Discrete element modeling of the compression molding of polymer–crystal composite particles

Abstract Cold compression molding of polymer–crystal composite particles is a widely applied technique in chemical engineering fields. In this study, a discrete element modeling (DEM) method was developed and used to investigate the densification process and micromechanics of polymer–crystal composite particles undergoing compression. This method considered the realistic particle shape and internal microstructure of component crystals and polymeric binder, based on information from X-ray micro-computed tomography (μCT) and scanning electron microscopy (SEM) analyses of polymer–crystal composite particles.

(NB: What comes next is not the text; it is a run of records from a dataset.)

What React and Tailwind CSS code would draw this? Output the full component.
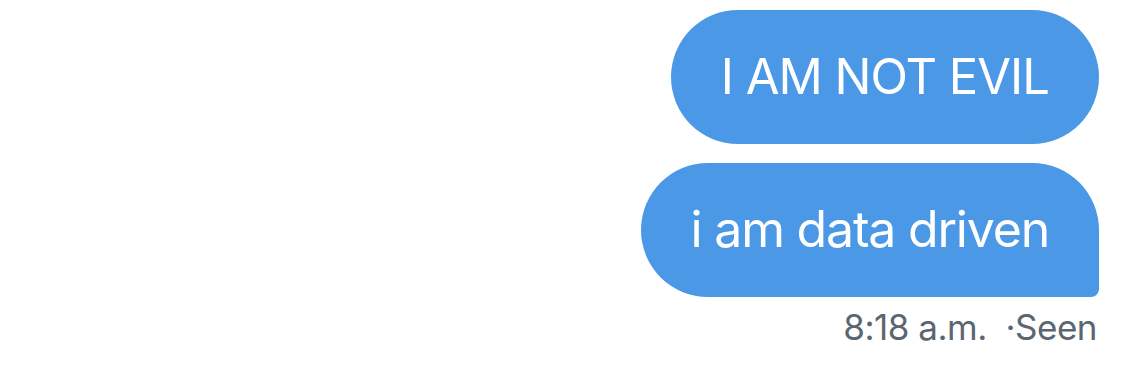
export default function App() {
  return (
    <div className="w-[1125px] h-[374px] bg-white flex flex-col items-end pt-[10px] pr-[26px]" style={{ fontFamily: 'Inter, "Noto Sans", sans-serif' }}>
      <div className="h-[134px] px-[50px] pb-[2px] flex items-center rounded-full bg-[#4b99e6] text-white text-[49px] leading-none tracking-[-1px]">
        I AM NOT EVIL
      </div>
      <div className="mt-[19px] h-[134px] px-[50px] pb-[2px] flex items-center rounded-l-[67px] rounded-tr-[67px] rounded-br-[8px] bg-[#4b99e6] text-white text-[50px] leading-none tracking-[-1.2px]">
        i am data driven
      </div>
      <div className="mt-[13px] pr-[2px] text-[#5b6671] text-[35px] leading-none tracking-[-0.5px]">
        8:18 a.m. &nbsp;·Seen
      </div>
    </div>
  );
}
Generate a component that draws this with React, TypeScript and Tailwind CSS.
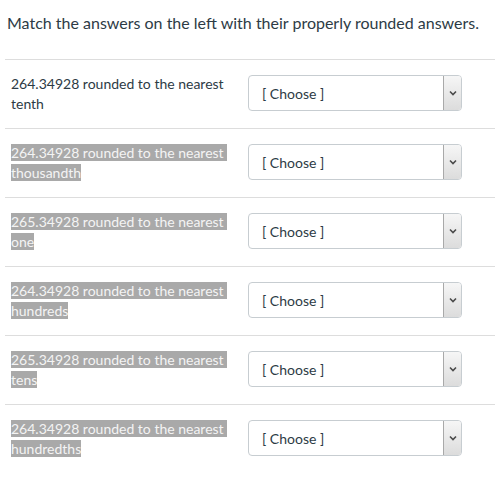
const ROWS = [
  { num: "264.34928", place: "tenth", selected: false },
  { num: "264.34928", place: "thousandth", selected: true },
  { num: "265.34928", place: "one", selected: true },
  { num: "264.34928", place: "hundreds", selected: true },
  { num: "265.34928", place: "tens", selected: true },
  { num: "264.34928", place: "hundredths", selected: true },
];

function ChooseSelect() {
  return (
    <div className="-mt-[2px] flex h-[36px] w-[214px] items-stretch overflow-hidden rounded-[4px] border border-[#c7cdd1] bg-white">
      <div className="flex flex-1 items-center pl-[13px] text-[14px] text-[#2d3b45]">
        [ Choose ]
      </div>
      <div className="flex w-[18px] items-center justify-center border-l border-[#a9a9a9] bg-gradient-to-b from-[#f6f6f6] to-[#dcdcdc]">
        <svg width="8" height="6" viewBox="0 0 8 6">
          <path d="M1 1.5 L4 4.5 L7 1.5" fill="none" stroke="#4a4a4a" strokeWidth="1.6" />
        </svg>
      </div>
    </div>
  );
}

export default function App() {
  return (
    <div className="h-[480px] w-[495px] overflow-hidden bg-white font-['Lato','Noto_Sans',sans-serif] text-[#2d3b45]">
      <p className="px-[7px] pt-[12px] pb-[26px] text-[16px] leading-[21px]">
        Match the answers on the left with their properly rounded answers.
      </p>
      <div className="ml-[5px]">
        {ROWS.map((row, i) => (
          <div
            key={i}
            className="flex h-[69px] items-center border-t border-[#dddddd] pl-[6px]"
          >
            <div className="w-[237px] text-[14px] leading-[20px]">
              {row.selected ? (
                <span className="bg-[#a9a9a9] text-[#f4f4f4]">
                  {row.num} rounded to the nearest{"\u00a0"} {row.place}
                </span>
              ) : (
                <span>
                  {row.num} rounded to the nearest {row.place}
                </span>
              )}
            </div>
            <ChooseSelect />
          </div>
        ))}
      </div>
    </div>
  );
}
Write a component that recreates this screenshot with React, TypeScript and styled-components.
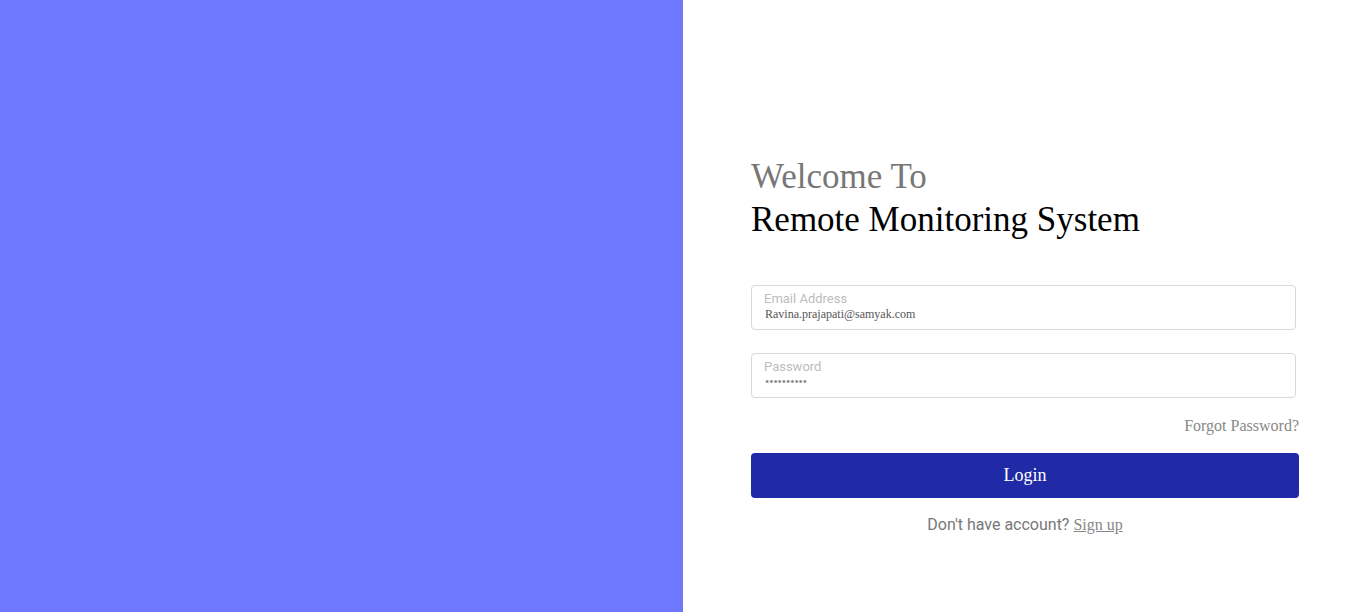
import React from "react";
import styled, { createGlobalStyle } from "styled-components";

const Global = createGlobalStyle`
  html, body { margin: 0; padding: 0; }
  body { font-family: "Liberation Serif", serif; background: #fff; }
`;

const Page = styled.div`
  display: grid;
  grid-template-columns: 683px 1fr;
  height: 612px;
`;

const SidePanel = styled.div`
  background: #6d78fe;
`;

const FormSide = styled.div`
  display: flex;
  flex-direction: column;
  padding: 155px 67px 0 68px;
`;

const Heading = styled.h1`
  margin: 0;
  font-family: "Liberation Serif", serif;
  font-weight: 400;
  font-size: 35px;
  line-height: 43px;
  color: #000;
`;

const SubTitle = styled.span`
  display: block;
  color: #777;
`;

const Form = styled.form`
  display: flex;
  flex-direction: column;
  margin-top: 44px;
`;

const Field = styled.label<{ $mb?: number }>`
  display: flex;
  flex-direction: column;
  width: 545px;
  height: 45px;
  box-sizing: border-box;
  border: 1px solid #d9d9d9;
  border-radius: 4px;
  padding: 6px 12px 0 12px;
  margin-bottom: ${(p) => p.$mb ?? 23}px;
`;

const FieldLabel = styled.span`
  font-family: Roboto, sans-serif;
  font-size: 13px;
  line-height: 14px;
  color: #bdbdbd;
`;

const FieldInput = styled.input<{ $muted?: boolean }>`
  border: none;
  outline: none;
  padding: 0 1px;
  margin: 1px 0 0 0;
  font-family: "Liberation Serif", serif;
  font-size: 12px;
  line-height: 14px;
  height: 15px;
  color: ${(p) => (p.$muted ? "#8a8a8a" : "#555")};
  background: transparent;
`;

const ForgotRow = styled.div`
  display: flex;
  justify-content: flex-end;
  margin-top: 19px;
  width: 548px;
`;

const ForgotLink = styled.a`
  font-family: "Liberation Serif", serif;
  font-size: 16px;
  color: #888;
  text-decoration: none;
`;

const LoginButton = styled.button`
  margin-top: 18px;
  width: 548px;
  height: 45px;
  border: none;
  border-radius: 4px;
  background: #202aa6;
  color: #fff;
  font-family: "Liberation Serif", serif;
  font-size: 18px;
`;

const SignupRow = styled.div`
  width: 548px;
  text-align: center;
  margin-top: 17px;
  font-family: Roboto, sans-serif;
  font-size: 16px;
  color: #777;
`;

const SignupLink = styled.a`
  font-family: "Liberation Serif", serif;
  font-size: 16px;
  color: #888;
  text-decoration: underline;
`;

export default function App() {
  return (
    <>
      <Global />
      <Page>
        <SidePanel />
        <FormSide>
          <Heading>
            <SubTitle>Welcome To</SubTitle>
            Remote Monitoring System
          </Heading>
          <Form onSubmit={(e) => e.preventDefault()}>
            <Field>
              <FieldLabel>Email Address</FieldLabel>
              <FieldInput type="text" defaultValue="Ravina.prajapati@samyak.com" />
            </Field>
            <Field $mb={0}>
              <FieldLabel>Password</FieldLabel>
              <FieldInput $muted type="password" defaultValue="1234567890" />
            </Field>
            <ForgotRow>
              <ForgotLink href="#">Forgot Password?</ForgotLink>
            </ForgotRow>
            <LoginButton type="submit">Login</LoginButton>
            <SignupRow>
              Don't have account? <SignupLink href="#">Sign up</SignupLink>
            </SignupRow>
          </Form>
        </FormSide>
      </Page>
    </>
  );
}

A series of single-particle crushing tests and comparative DEM simulations were conducted to verify and calibrate the novel DEM modeling method and the DEM parameters used to represent polymer–crystal composite particles. Furthermore, an in situ μCT scanning compression test and corresponding DEM simulation were conducted to investigate the densification process and micromechanics of polymer–crystal composite particles subjected to compression molding. The experimental and DEM results proved the efficiency and accuracy of the novel DEM method in modeling the fracture behaviors of molded polymer–crystal particle specimens. Various micromechanical behaviors were observed within these specimens, related to such aspects as interparticle pore structures, crystal grading, fracture development, and contact forces. These findings provide deep insights into the densification process and microstructural changes that occur in polymer–crystal composite particles during the compression-molding process.